Notas&Informações, O Estado de S.Paulo
O governo ameaçou retaliar os Estados que buscarem fazer valer os termos da lei que o próprio governo impôs para reduzir o preço dos combustíveis. Depois de obrigá-los a arcar com perdas decorrentes da definição de um teto para o Imposto sobre Circulação de Mercadorias e Serviços (ICMS) sobre bens essenciais, avançando frontalmente contra o pacto federativo, o Executivo parece surpreso com a cobrança dos governadores pela compensação financeira tal como foi prevista na legislação. Já são quatro os Estados que apelaram ao Supremo Tribunal Federal (STF) para garantir o abatimento de suas dívidas com a União em resposta à queda da arrecadação. O novo capítulo dessa guerra veio na forma de ofícios enviados pelo Tesouro Nacional. Como revelou o Estadão, Alagoas, Maranhão e Piauí foram informados de que poderão ter a capacidade de pagamento reclassificada “em decorrência da declaração, no âmbito de processo judicial, de dificuldades financeiras” – como se o Tesouro não estivesse ciente de que esses problemas foram criados pelo próprio governo federal.

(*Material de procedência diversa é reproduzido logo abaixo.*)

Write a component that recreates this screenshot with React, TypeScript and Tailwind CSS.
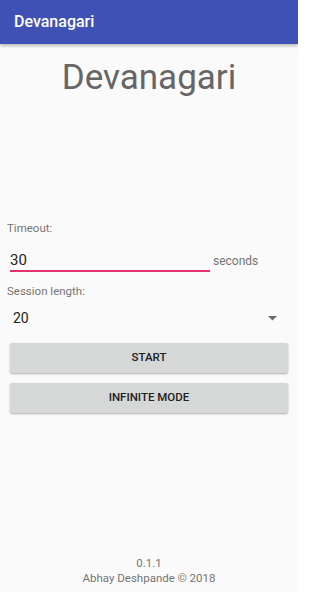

O rebaixamento da nota de crédito impediria os Estados de tomarem financiamentos com garantia da União e bloquearia o recebimento de repasses financeiros oriundos de fundos constitucionais. Mais do que uma represália, no entanto, a atitude do Tesouro é uma coação e visa a dissuadir outros governadores de tomarem a mesma atitude, haja vista a receptividade que as primeiras liminares tiveram no Supremo Tribunal Federal (STF). Enquanto os Estados buscam o ressarcimento imediato das perdas que superarem 5% de sua arrecadação, a União quer aguardar o fechamento do ano para comparar as receitas auferidas em 2022 com as de 2021 para só então definir quem deve ser indenizado. Até lá, os Estados que se virem para manter, sob as mesmas bases, ainda que sem as mesmas receitas, serviços de saúde, educação e segurança pública, áreas que afetam diretamente a qualidade de vida da população. Como disse o secretário de Fazenda do Piauí, Antônio Luiz Santos, seria o mesmo que “esperar o paciente entrar na UTI para depois salvá-lo, em vez de tratar logo no começo da enfermidade”.
Ao que tudo indica – e o envio de ofícios em tom intimidatório apenas reforça esse entendimento –, a União perderá a disputa e busca apenas ganhar tempo. Este jornal já criticou, neste espaço, a conivência do STF com alguns Estados, sobretudo os mais endividados. Há alguns anos, alegando a existência de graves problemas financeiros, governadores receberam aval para dar calote nas dívidas com a União ao mesmo tempo que anunciavam reajustes salariais para servidores públicos e que concediam benefícios fiscais. Há, no entanto, uma enorme diferença entre essas situações do passado e a crise atual. Desta vez, não foram os Estados que agiram de forma inconsequente sem zelar pelas contas públicas. Foi a União que depenou as receitas dos Estados em nome dos interesses eleitorais do presidente Jair Bolsonaro e de sua obsessão com o preço dos combustíveis.